INSTRUCTIONS FOR THE TASK: Each line of the material below that holds the word "page" needs to be copied.

DATASET CONTENT:
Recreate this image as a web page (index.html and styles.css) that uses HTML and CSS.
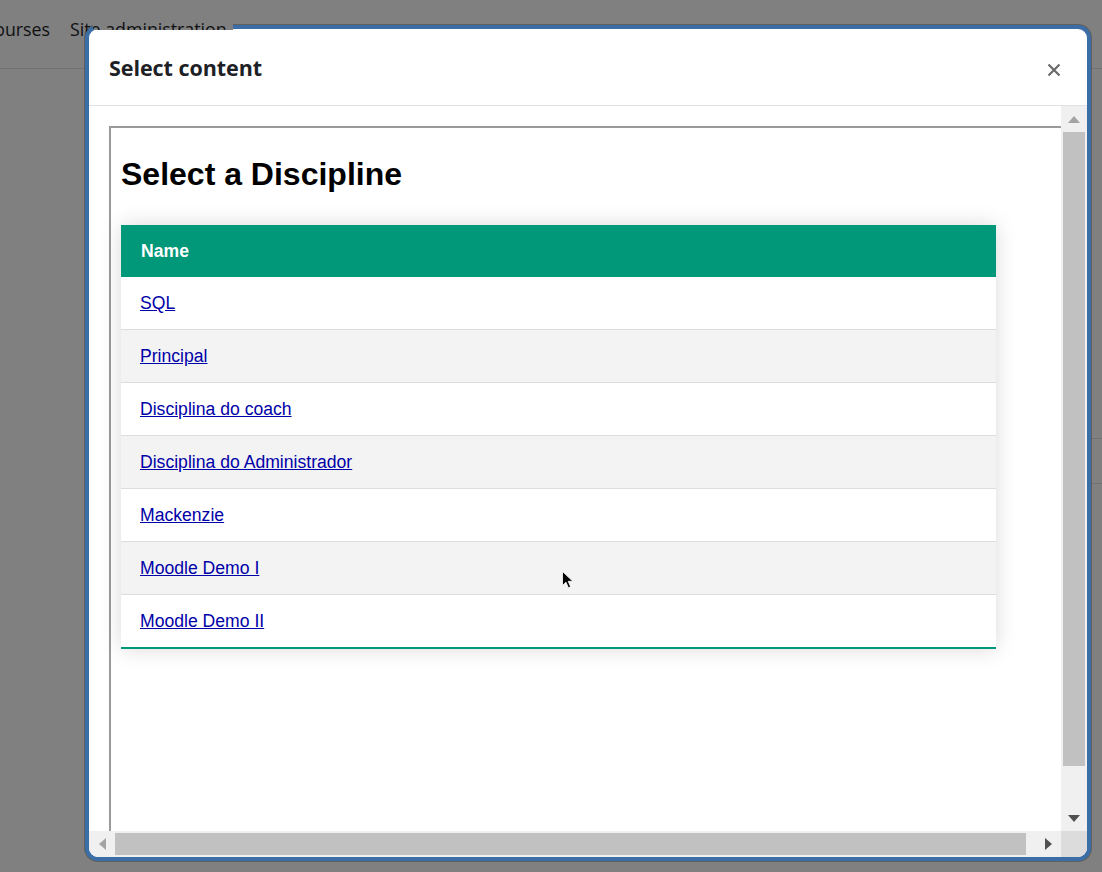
FILE: index.html
```html
<!DOCTYPE html>
<html lang="en">
<head>
<meta charset="utf-8">
<title>Select content</title>
<link rel="stylesheet" href="styles.css">
</head>
<body>
<div class="page">
  <nav class="topnav">
    <span class="nav-item">Courses</span>
    <span class="nav-item">Site administration</span>
  </nav>
  <div class="page-body">
    <div class="side-row"></div>
    <div class="side-row"></div>
  </div>
</div>

<div class="modal" role="dialog">
  <div class="modal-header">
    <h5 class="modal-title">Select content</h5>
    <button class="close" aria-label="Close">
      <svg width="14" height="14" viewBox="0 0 14 14"><path d="M1.5 1.5 L12.5 12.5 M12.5 1.5 L1.5 12.5" stroke="#6a6a6a" stroke-width="2.2" fill="none"/></svg>
    </button>
  </div>
  <div class="modal-body">
    <div class="viewport">
      <div class="frame">
        <h1 class="frame-title">Select a Discipline</h1>
        <table class="styled-table">
          <thead>
            <tr><th>Name</th></tr>
          </thead>
          <tbody>
            <tr><td><a href="#">SQL</a></td></tr>
            <tr><td><a href="#">Principal</a></td></tr>
            <tr><td><a href="#">Disciplina do coach</a></td></tr>
            <tr><td><a href="#">Disciplina do Administrador</a></td></tr>
            <tr><td><a href="#">Mackenzie</a></td></tr>
            <tr><td><a href="#">Moodle Demo I</a></td></tr>
            <tr><td><a href="#">Moodle Demo II</a></td></tr>
          </tbody>
        </table>
      </div>
    </div>
    <div class="vscroll">
      <div class="sb-btn"><svg width="12" height="7" viewBox="0 0 12 7"><path d="M6 0 L12 7 L0 7 Z" fill="#a3a3a3"/></svg></div>
      <div class="vtrack"><div class="vthumb"></div></div>
      <div class="sb-btn"><svg width="12" height="7" viewBox="0 0 12 7"><path d="M0 0 L12 0 L6 7 Z" fill="#505050"/></svg></div>
    </div>
    <div class="hscroll">
      <div class="sb-btn"><svg width="7" height="12" viewBox="0 0 7 12"><path d="M7 0 L7 12 L0 6 Z" fill="#a3a3a3"/></svg></div>
      <div class="htrack"><div class="hthumb"></div></div>
      <div class="sb-btn"><svg width="7" height="12" viewBox="0 0 7 12"><path d="M0 0 L7 6 L0 12 Z" fill="#505050"/></svg></div>
    </div>
    <div class="corner"></div>
  </div>
</div>

<div class="nav-ghost" aria-hidden="true"><span class="ghost-text">Site administration</span></div>

<svg class="cursor" width="12" height="18" viewBox="0 0 12 18"><path d="M0.5 0.5 V14.5 L4 11.2 L6.4 16.8 L8.6 15.8 L6.2 10.3 H10.8 Z" fill="#000" stroke="#fff" stroke-width="0.8"/></svg>
</body>
</html>
```

FILE: styles.css
```css
* { box-sizing: border-box; }

html, body {
  margin: 0;
  padding: 0;
}

body {
  width: 1102px;
  height: 872px;
  overflow: hidden;
  position: relative;
  background: #808080;
  font-family: "Open Sans", "Noto Sans", sans-serif;
}

/* dimmed background page */
.page {
  width: 100%;
}

.topnav {
  height: 69px;
  border-bottom: 1px solid #707274;
  display: flex;
  gap: 20px;
  margin-left: -17px;
  padding-top: 17px;
  font-size: 17.8px;
  line-height: 24px;
  color: #0f1113;
  white-space: nowrap;
}

.page-body {
  display: flex;
  flex-direction: column;
  align-items: flex-end;
  padding-top: 369px;
}

.side-row {
  width: 60px;
  height: 45px;
  border-top: 1px solid #707274;
}

/* page text that bleeds over the modal's top edge */
.nav-ghost {
  position: absolute;
  left: 93px;
  top: 20px;
  width: 140px;
  height: 10px;
  overflow: hidden;
  z-index: 3;
  background: #808080;
  white-space: nowrap;
  pointer-events: none;
}

.ghost-text {
  display: block;
  margin: -3px 0 0 -23px;
  font-size: 17.8px;
  line-height: 24px;
  color: #0f1113;
}

/* modal */
.modal {
  position: absolute;
  left: 85px;
  top: 25px;
  width: 1006px;
  height: 836px;
  border: 4px solid #3b6ea6;
  border-radius: 13px;
  background: #fff;
  box-shadow: 0 0 0 1px rgba(0, 0, 0, 0.25);
  overflow: hidden;
  display: flex;
  flex-direction: column;
  z-index: 2;
}

.modal-header {
  height: 77px;
  flex: none;
  border-bottom: 1px solid #dee2e6;
  display: flex;
  align-items: center;
  justify-content: space-between;
  padding: 0 26px 0 20px;
}

.modal-title {
  margin: 2px 0 0;
  font-family: "Open Sans", sans-serif;
  font-weight: 700;
  font-size: 21.5px;
  line-height: 28px;
  color: #1d2125;
  letter-spacing: -0.05px;
}

.close {
  border: 0;
  background: none;
  padding: 0;
  margin-top: 6px;
  width: 14px;
  height: 14px;
  display: flex;
}

.modal-body {
  flex: 1;
  min-height: 0;
  display: grid;
  grid-template-columns: 1fr 26px;
  grid-template-rows: 1fr 26px;
}

.viewport {
  overflow: hidden;
  padding: 20px 0 0 20px;
}

.frame {
  width: 990px;
  height: 820px;
  border-top: 2px solid #9a9a9a;
  border-left: 2px solid #9a9a9a;
  padding: 0 10px;
  font-family: "Liberation Sans", Arial, sans-serif;
  color: #000;
}

.frame-title {
  margin: 28px 0 32px;
  font-size: 32px;
  line-height: 37px;
  font-weight: 700;
}

.styled-table {
  border-collapse: collapse;
  width: 875px;
  font-size: 17.6px;
  line-height: 20px;
  box-shadow: 0 0 20px rgba(0, 0, 0, 0.15);
}

.styled-table thead tr {
  background-color: #009879;
  color: #fff;
  text-align: left;
}

.styled-table th,
.styled-table td {
  padding: 16px 19px;
  text-align: left;
}

.styled-table th {
  padding-left: 20px;
}

.styled-table tbody tr {
  border-bottom: 1px solid #dddddd;
}

.styled-table tbody tr:nth-of-type(even) {
  background-color: #f3f3f3;
}

.styled-table tbody tr:last-of-type {
  border-bottom: 2px solid #009879;
}

.styled-table a {
  color: #0000a8;
  text-decoration: underline;
}

/* fake scrollbars */
.vscroll {
  background: #f0f0f0;
  display: flex;
  flex-direction: column;
}

.hscroll {
  background: #f0f0f0;
  display: flex;
}

.sb-btn {
  flex: none;
  width: 26px;
  height: 26px;
  display: flex;
  align-items: center;
  justify-content: center;
}

.vtrack {
  flex: 1;
  padding: 0 2px;
}

.vthumb {
  height: 634px;
  background: #c1c1c1;
}

.htrack {
  flex: 1;
  padding: 2px 0;
}

.hthumb {
  width: 911px;
  height: 100%;
  background: #c1c1c1;
}

.corner {
  background: #dcdcdc;
}

.cursor {
  position: absolute;
  left: 562px;
  top: 571px;
  z-index: 4;
}
```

EXPECTED ANSWER:
Recreate this image as a web page (index.html and styles.css) that uses HTML and CSS.
<div class="page">
  <div class="page-body">
/* dimmed background page */
.page {
.page-body {
/* page text that bleeds over the modal's top edge */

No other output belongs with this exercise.